Le nombre d'enfants nés d'un don de sperme est en augmentation. Selon l'Office fédéral de la statistique, il y a six ans, 3661 bébés étaient issus de dons dans des cliniques de fertilité de notre pays, en 2022, ils étaient déjà 4524. Mais le nombre de cas non déclarés est encore plus élevé. Loin des cliniques, un marché de dons de sperme privés douteux se développe sur la toile.

Blick donne un aperçu des conséquences: ce couple de femmes, les Gerber (nom modifié) qui vivent en Argovie, mais aussi d'autres couples, sont tombés dans le piège du donneur de masse allemand Martin W.. Il ne leur a pas dit qu'il avait un handicap, qu'il était épileptique et souffrait d'une maladie intestinale chronique. Malheur: certains de ses enfants ont hérité de problèmes de santé.

Ben Beo a également contacté les Gerber. Ces dernières n'ont pas voulu de ses services. Tamara Gerber explique: «J'ai trouvé effrayant que le don soit pour lui un fétiche.» En effet, l'homme se serait confié dans ce sens. D'autres femmes racontent la même chose sur les forums Facebook. Nous avons voulu en savoir plus, mais en réponse à notre demande, Ben Beo écrit : «Comme j'aime être discret et le rester, je ne donnerai aucune information.»

«Un certain risque»

Les spécialistes observent cette évolution d'un œil inquiet. L'avocate Karin Hochl est spécialisée dans la procréation médicalement assistée. «Nous avons encore beaucoup de consultations pour des dons de sperme privés», précise-t-elle. Bien que depuis 2022, les couples de femmes aient aussi accès à un don de sperme dans les cliniques de fertilité. Dans le cas d'un don de sperme privé, poursuit-elle, on s'expose à «un certain risque».

Le phénomène est connu des spécialistes de la médecine de la reproduction. Peter Fehr, de la clinique zurichoise OVA IVF, entend régulièrement dans ses entretiens avec des couples «qu'ils ont d'abord essayé sans succès un donneur de sperme privé». Certains auraient fait de mauvaises expériences. Dans un cas, un donneur aurait harcelé un couple après le premier enfant.

Un problème persiste: le droit suisse ne réglemente pas le don de sperme privé. Karin Hochl précise: «Selon la loi, le donneur serait le père légal.» Les autorités attendent de lui qu'il reconnaisse la paternité de l'enfant.

Les cliniques de fertilité vérifient les donneurs

Les dons de sperme officiels via les cliniques de fertilité sont plus sûrs. Celles-ci sont soumises à la loi sur la procréation médicalement assistée. La paternité du donneur est exclue.
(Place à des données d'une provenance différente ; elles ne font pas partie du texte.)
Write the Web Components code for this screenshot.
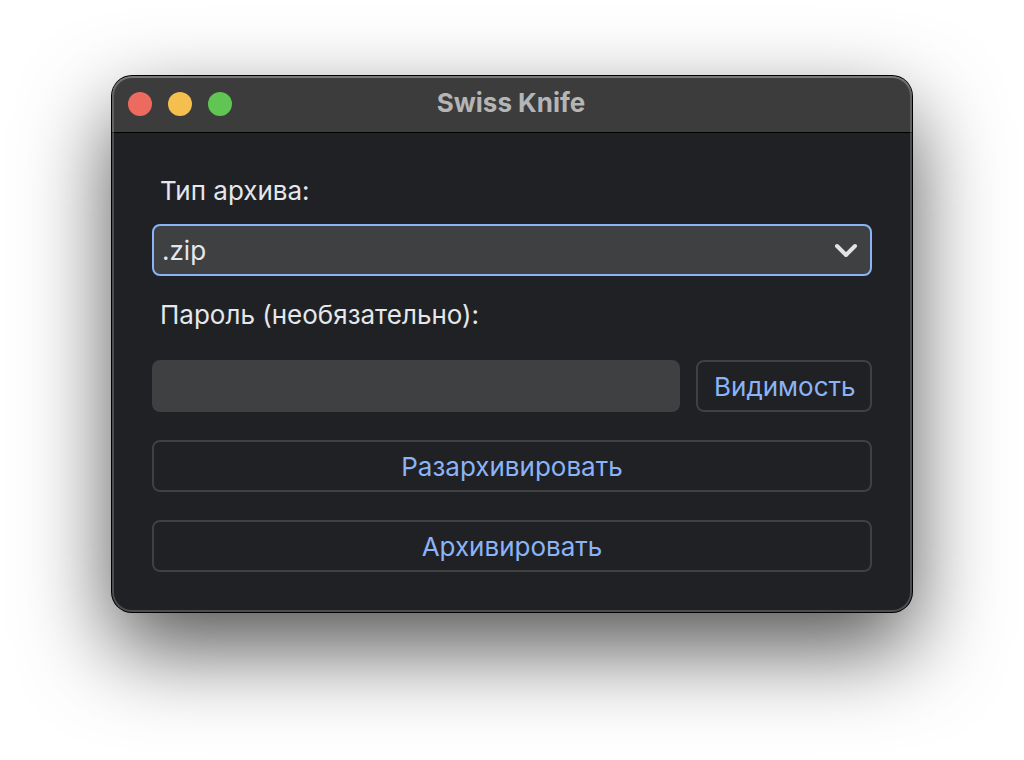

Même un cas comme celui de Martin W. n'y serait pas possible. Les conditions imposées aux donneurs sont strictes.

Huit cliniques en Suisse gèrent un programme de don de sperme, l'autorisation étant délivrée par les cantons. L'une d'entre elles est celle du médecin Peter Fehr, qui assure bien «sélectionner nos donneurs». Les médecins interrogent et examinent les candidats sur leurs maladies et des précédentes opérations. Ils les testent plusieurs fois pour les maladies infectieuses, les contrôlent pour des maladies héréditaires fréquentes.

D'autres facteurs sont également décisifs: la qualité du sperme, l'apparence, l'âge, la formation et la motivation du donneur. L'argent ne doit pas être un critère, c'est pourquoi les donneurs reçoivent au maximum 2000 francs pour l'ensemble de la procédure. Seuls trois candidats sur dix parviennent à intégrer le programme.

Mais peu importe que l'on conçoive un enfant avec son partenaire ou que l'on prenne le sperme d'un étranger, il y a toujours un risque résiduel. Peter Fehr confirme toutefois: «Nous offrons une sécurité médicale, mais pas la garantie d'un enfant en bonne santé.»